Firstly, the use of the words “Nkosana” and “Nkosazana”.

“In Zulu culture, an Nkosana is the oldest son and the oldest child.

“In my case, I was the youngest son and yet I was called Nkosana. When I raised it with some of my friends in the commercial agricultural space they confirmed that it’s because of my superior education that I was bestowed the title Nkosana.”

Martin said he thought about when he was given that title: “When I was six months old.”

He said he was called that by people ranging from hitch-hikers he picked up to workers he employed.

“I believe the unnecessary use of a racially charged historically abusive relationship, under the name of Nkosana, has allowed us as commercial farmers to perpetuate a blanket of tension and power dynamics on farms that is no longer appropriate.”

But if it’s not Nkosana, then what is it?

“In my case, because I am English, it’s perfectly normal to call us by our first names. In Zulu culture that’s not the case.”

He said it took six years for employee Bheki Zondi to change from calling him Nkosana and taking his hat off to calling him James.

Secondly, there was the issue of shifting from calling his workers by their first names.

“The use of first names for adult men and adult women in Zulu culture is insulting, especially by someone younger than themselves.

“It’s unheard of that in any Zulu gathering or social function that a younger person would refer to someone senior to them by their first name. It’s either they are the father of somebody’s child, or the mother, or by their surname.”

Martin called on farmers to consider making a shift from using first names in the workplace.

“I know it’s something we’re accustomed to but I have watched it. It makes such a difference to refer to people by their surnames because, when they go to a function and they are the most senior person there, they are treated with that level of respect.

“They come to work on Monday morning, work on the dairy floor, and they are one up from a boy because they are being called ‘Bheki’ by someone in his 20s. That dynamic is an unnecessary pain many Zulu workers feel because it is so misaligned to what they experience in their cultural norms.”

Thirdly, there is the issue of praise names, said Martin.

“Many of us are not familiar with how important praise names are in Zulu culture. They can go back several generations and, in many cases, refer to the nuances of what a family was doing.

“They are integrated into the pride of that person’s surname. It’s like pudding on the top of your surname.”

He suggested farmers use them to acknowledge someone for doing something good.

“To use that publicly is showing the group and it’s showing that person that you are acknowledging them in the highest way.

“Instead of saying ‘Bheki, what a great job you’ve done’, you say ‘Mr Zondi, Nondaba’. All of a sudden you will see such an amazing shift in the way that person responds to you.”

So, who is this do-er who emerges during times of trouble?

“I’m really just the guy next door,” said Martin, 56.

Next door, though, has been where one has a foot in both the white English and black Zulu worlds, having grown up a farm kid in Karkloof.

“Growing up on the farm I was part of the farm soccer team. We grew up in a very rural environment. My Zulu was not bad,” he said.

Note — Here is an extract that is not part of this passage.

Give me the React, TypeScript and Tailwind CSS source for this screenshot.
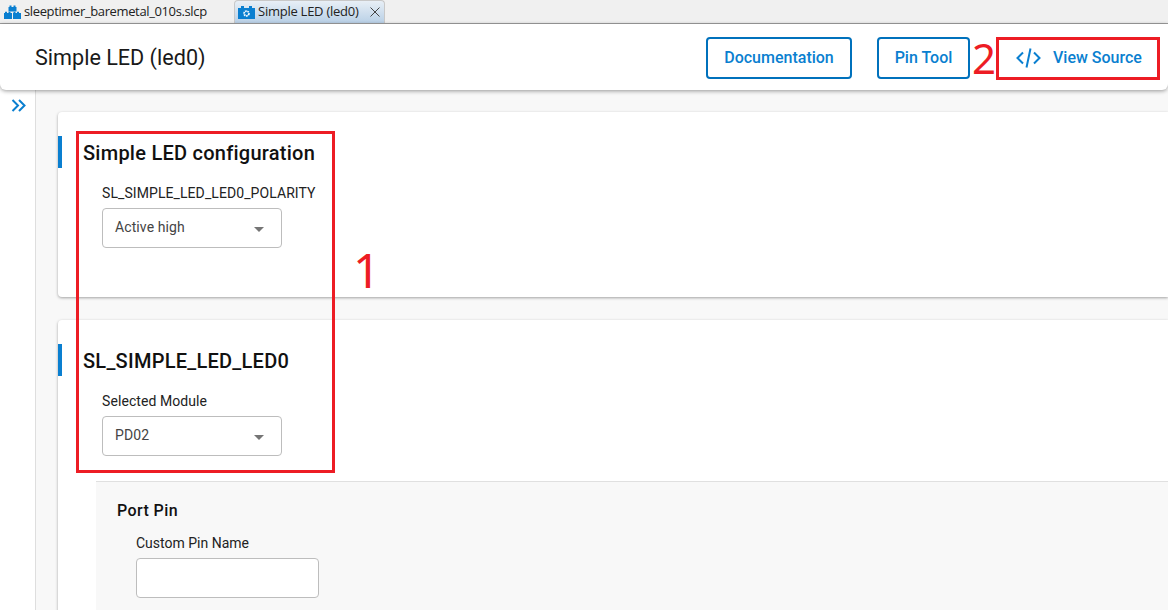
import React from 'react';

const font = { fontFamily: 'Roboto, "Noto Sans", sans-serif' };

function BlocksIcon({ gear = false }: { gear?: boolean }) {
  return (
    <svg width="17" height="14" viewBox="0 0 17 14" fill="#0a7fd0">
      {gear ? (
        <>
          <path d="M0 3h3V1h3v2h5V1h3v2h3v11H0z" />
          <circle cx="8.5" cy="8.5" r="2.4" fill="none" stroke="#fff" strokeWidth="1.8" strokeDasharray="1.6 0.6" />
        </>
      ) : (
        <>
          <path d="M4.5 2h1V0.5h2V2h2V0.5h2V2h1v4.5h-8z" />
          <path d="M0 8h1V6.8h2V8h1.5V6.8h2V8H8v6H0z" />
          <path d="M9 8h.5V6.8h2V8H13V6.8h2V8h2v6H9z" />
        </>
      )}
    </svg>
  );
}

function Select({ value }: { value: string }) {
  return (
    <div className="flex h-10 w-[180px] items-center justify-between rounded border border-[#bdbdbd] bg-white pl-3 pr-[17px] text-sm text-[#444]">
      <span className="mb-0.5 tracking-[0.1px]">{value}</span>
      <span className="mt-0.5 h-0 w-0 border-x-[5px] border-t-[5px] border-x-transparent border-t-[#757575]" />
    </div>
  );
}

function Section({ title, label, value, height, children }: { title: string; label: string; value: string; height: string; children?: React.ReactNode }) {
  return (
    <section className={`relative rounded-l bg-white shadow-[0_1px_3px_rgba(0,0,0,0.35)] ${height}`}>
      <div className="absolute left-0 top-6 h-8 w-1 bg-[#0a7fd0]" />
      <div className="pl-[25px] pt-[28px]">
        <h2 className="text-xl font-medium leading-[26px] tracking-[0.25px] text-[#111]">{title}</h2>
        <div className="pl-[19px] pt-[17px]">
          <div className="text-sm leading-5 tracking-[0.08px] text-[#222]">{label}</div>
          <div className="pt-[5px]">
            <Select value={value} />
          </div>
        </div>
      </div>
      {children}
    </section>
  );
}

export default function App() {
  return (
    <div className="relative h-[610px] w-[1168px] overflow-hidden bg-white" style={font}>
      {/* Tab bar */}
      <div className="flex h-6 items-end border-b border-[#a0a0a0] bg-[#f0f0f0] text-[13px] text-[#222]" style={{ fontFamily: '"Open Sans", "Noto Sans", sans-serif' }}>
        <div className="flex h-[23px] w-[234px] items-center gap-[3px] pl-1">
          <BlocksIcon />
          <span className="tracking-[-0.37px]">sleeptimer_baremetal_010s.slcp</span>
        </div>
        <div className="flex h-[23px] w-[151px] items-center gap-[3px] rounded-t border-x border-t border-[#c8c8c8] bg-gradient-to-b from-[#e8eff6] to-[#b9d0e6] pl-[3px]">
          <BlocksIcon gear />
          <span className="tracking-[-0.25px]">Simple LED (led0)</span>
          <svg className="ml-2" width="10" height="10" viewBox="0 0 10 10" stroke="#444" fill="none">
            <path d="M0.5 0.5l9 9M9.5 0.5l-9 9" />
          </svg>
        </div>
      </div>

      {/* Header */}
      <header className="relative z-10 flex h-[66px] items-center justify-between rounded-b-md bg-white pl-[35px] pr-[7px] shadow-[0_1px_4px_rgba(0,0,0,0.4)]">
        <h1 className="mt-0.5 text-[21.6px] text-[#1a1a1a]">Simple LED (led0)</h1>
        <div className="mt-0.5 flex items-center text-base font-medium text-[#0a7fd0]">
          <button className="h-[42px] w-[146px] rounded border-2 border-[#0071bc]">Documentation</button>
          <button className="ml-[25px] h-[42px] w-[93px] rounded border-2 border-[#0071bc]">Pin Tool</button>
          <button className="ml-[27px] flex h-[42px] w-[164px] items-center gap-[12px] pl-[19px]">
            <svg width="25" height="22" viewBox="0 0 25 22" fill="none" stroke="currentColor" strokeWidth="2">
              <path d="M7 5.5L1.5 11 7 16.5M18 5.5L23.5 11 18 16.5M14.5 1.5L10.5 20.5" />
            </svg>
            View Source
          </button>
        </div>
      </header>

      {/* Body */}
      <div className="flex h-[520px]">
        <aside className="w-9 shrink-0 border-r border-[#dedede] bg-white pl-[11px] pt-2">
          <svg width="15" height="15" viewBox="0 0 15 15" fill="none" stroke="#0a7fd0" strokeWidth="2">
            <path d="M1.5 2L7 7.5 1.5 13M8 2l5.5 5.5L8 13" />
          </svg>
        </aside>
        <main className="flex flex-1 flex-col gap-[23px] overflow-hidden bg-[#f8f8f8] pl-[22px] pt-[22px]">
          <Section title="Simple LED configuration" label="SL_SIMPLE_LED_LED0_POLARITY" value="Active high" height="h-[185px] shrink-0" />
          <Section title="SL_SIMPLE_LED_LED0" label="Selected Module" value="PD02" height="h-[400px] shrink-0">
            <div className="ml-[38px] mt-[25px] h-[200px] border-t border-[#e0e0e0] bg-[#f8f8f8] pl-5 pt-[17px]">
              <h3 className="ml-px text-base font-medium leading-6 tracking-[0.4px] text-[#111]">Port Pin</h3>
              <div className="pl-5 pt-[10px]">
                <div className="text-sm leading-5 text-[#222]">Custom Pin Name</div>
                <div className="mt-[5px] h-10 w-[183px] rounded border border-[#bdbdbd] bg-white" />
              </div>
            </div>
          </Section>
        </main>
      </div>

      {/* Red annotations */}
      <div className="absolute left-[76px] top-[131px] z-20 h-[342px] w-[259px] border-[3px] border-[#ed1c24]" />
      <div className="absolute left-[996px] top-[37px] z-20 h-[43px] w-[164px] border-[3px] border-[#ed1c24]" />
      <span className="absolute left-[353px] top-[242px] z-20 text-[48px] leading-[56px] text-[#ed1c24]" style={{ fontFamily: '"Noto Sans", sans-serif' }}>1</span>
      <span className="absolute left-[972px] top-[30px] z-20 text-[42px] leading-[56px] text-[#ed1c24]" style={{ fontFamily: '"Noto Sans", sans-serif' }}>2</span>
    </div>
  );
}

The environment, and his liberal-minded parents, were instrumental in removing racial prejudice held by many of his contemporaries, “clearly upsetting some teachers” at Linpark High School during apartheid.

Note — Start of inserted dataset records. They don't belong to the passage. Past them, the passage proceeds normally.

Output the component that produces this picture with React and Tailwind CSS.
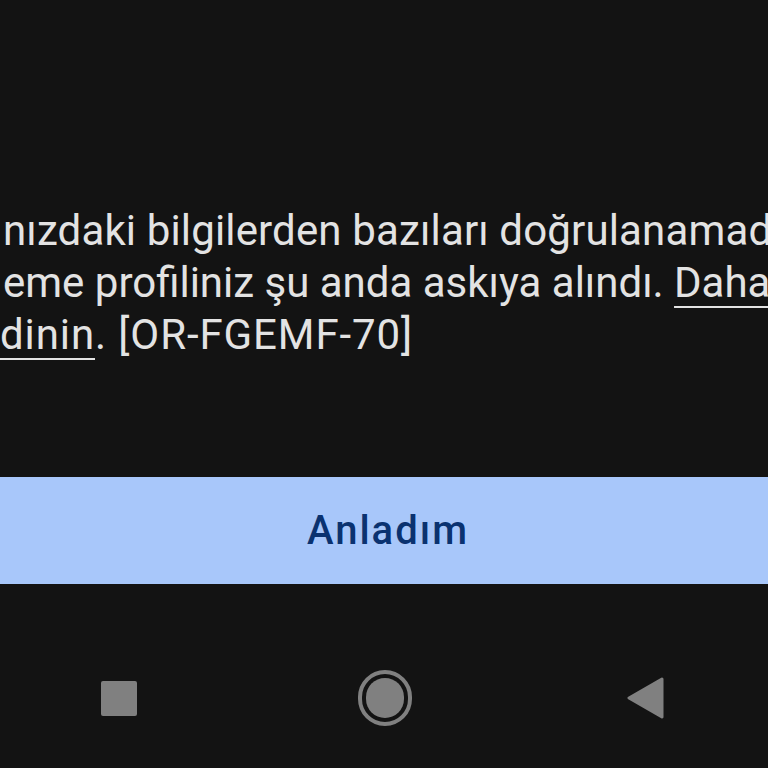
export default function App() {
  return (
    <div className="w-[768px] h-[768px] bg-[#131313] overflow-hidden flex flex-col" style={{ fontFamily: 'Roboto, "Open Sans", sans-serif' }}>
      {/* Message text (cropped paragraph) */}
      <div className="pt-[205px] text-[#e3e3e3] text-[42px] leading-[52px] whitespace-nowrap">
        <div className="pl-[3px] tracking-[0.15px]">nızdaki bilgilerden bazıları doğrulanamadı</div>
        <div className="pl-[3px]">
          eme profiliniz şu anda askıya alındı.{' '}
          <span className="underline underline-offset-[9px] decoration-2">Daha fazla</span>
        </div>
        <div className="tracking-[0.9px]">
          <span className="underline underline-offset-[9px] decoration-2">dinin</span>. [OR-FGEMF-70]
        </div>
      </div>

      {/* Confirm button */}
      <button className="mt-[116px] h-[107px] w-full pl-[8px] bg-[#a8c7fa] text-[#0a3270] text-[40px] font-medium tracking-[2px] flex items-center justify-center">
        Anladım
      </button>

      {/* Navigation bar */}
      <div className="flex-1 flex items-center pl-[101px] pt-[44px]">
        <div className="w-[36px] h-[35px] bg-[#808080] rounded-[2px]" />
        <div className="ml-[221px] w-[54px] h-[56px] rounded-full border-[4px] border-[#808080] flex items-center justify-center">
          <div className="w-[38px] h-[40px] rounded-full bg-[#808080]" />
        </div>
        <svg className="ml-[214px]" width="38" height="42" viewBox="0 0 38 42">
          <path d="M36 2 L3 21 L36 40 Z" fill="#808080" stroke="#808080" strokeWidth="3" strokeLinejoin="round" />
        </svg>
      </div>
    </div>
  );
}
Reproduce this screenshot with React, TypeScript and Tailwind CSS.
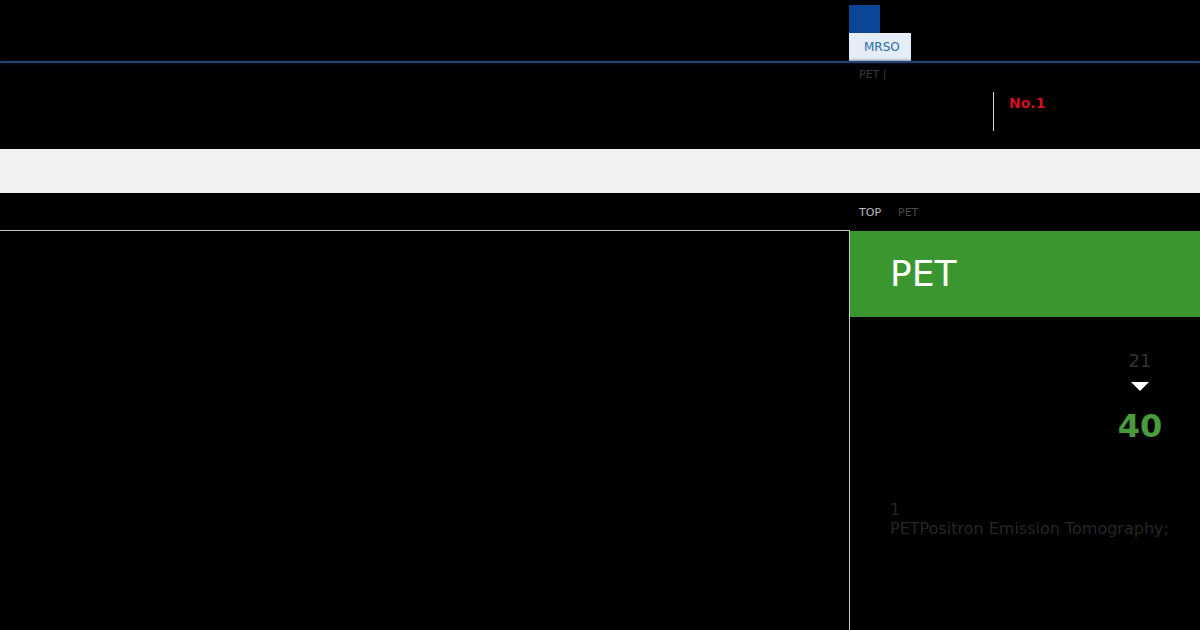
export default function App() {
  return (
    <div className="w-[1200px] h-[630px] bg-black overflow-hidden flex flex-col font-['DejaVu_Sans',sans-serif]">
      {/* top bar */}
      <div className="h-[61px] pl-[849px] pt-[5px] flex flex-col">
        <div className="w-[31px] h-[28px] bg-[#0b4596]" />
        <div className="w-[62px] h-[28px] bg-[#e4ecf5] text-[12px] text-[#2a6fa8] flex items-center pl-[15px]">
          MRSO
        </div>
      </div>
      <div className="h-[2px] bg-[#24426f] shadow-[0_0_3px_#10254a]" />

      {/* title row */}
      <div className="h-[86px] pl-[859px] flex flex-col">
        <div className="mt-[5px] text-[11px] leading-[13px] text-[#3a3a3a]">PET |</div>
        <div className="mt-[11px] ml-[134px] flex items-center">
          <div className="w-px h-[39px] bg-[#d8d8d8]" />
          <div className="ml-[15px] -mt-[16px] text-[14px] font-bold text-[#d0101e]">No.1</div>
        </div>
      </div>

      {/* gray band */}
      <div className="h-[44px] bg-[#f1f1f1]" />

      {/* breadcrumb */}
      <div className="h-[37px] pl-[859px] pt-[4px] flex items-center gap-[17px] text-[11px]">
        <span className="text-[#bdbdbd]">TOP</span>
        <span className="text-[#4a4a4a]">PET</span>
      </div>

      {/* main */}
      <div className="flex flex-1">
        <div className="w-[850px] border-t border-r border-[#c8c8c8]" />
        <div className="flex-1 flex flex-col">
          <div className="mt-px h-[86px] bg-[#3a962f] pl-[40px] flex items-center">
            <span className="text-[36px] text-white leading-none">PET</span>
          </div>
          <div className="flex justify-end pr-[20px]">
            <div className="w-[80px] flex flex-col items-center">
              <span className="mt-[33px] text-[18px] leading-[21px] text-[#333]">21</span>
              <svg width="18" height="9" viewBox="0 0 18 9" className="mt-[11px]">
                <polygon points="0,0 18,0 9,9" fill="#ffffff" />
              </svg>
              <span className="mt-[16px] text-[32px] leading-[38px] font-bold text-[#4a9a3e]">40</span>
            </div>
          </div>
          <div className="pl-[40px] mt-[55px] text-[16px] leading-[19px] text-[#262626]">
            <div>1</div>
            <div>PETPositron Emission Tomography;</div>
          </div>
        </div>
      </div>
    </div>
  );
}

He is moving back to the farm, making his commute into Pietermaritzburg longer.

A BSc Agriculture graduate, his career has spanned from entrepreneurial ventures to agricultural and business development work, being on the national executive of the taxi organisation, Santaco, and training newly-elected councillors.

“I have a passion for supporting local issues and to redress the economic imbalance of apartheid,” he said.

He said his was one of the first farms to give land to workers and people who lived there, “turning them into neighbours”. It has gone well, going from a power relationship to an adult relationship.

He questioned whether “overprivileged people wake up in the morning on a 2 000-acre farm and ask – what did I do to deserve this? Too much privilege for a race group to sustain and not acknowledge.”

Martin’s involvement in Town Hill came from his leading the local community policing forum (CPF), in which he started taking an interest after a home invasion eight years ago.

His area included the notorious stretch of road.

“When people started dying in our precinct on the N3, it became a very personal matter..

“Why allow people to die in our own suburb – even if they were visitors? One death is one too many,” said Martin.

“Through our influence we put a lot of pressure on authorities to speed up safety interventions.”

He said CPFs had limited authority.

“We often don’t exercise it to the extent we could. We managed and, if necessary, we shall do it again.”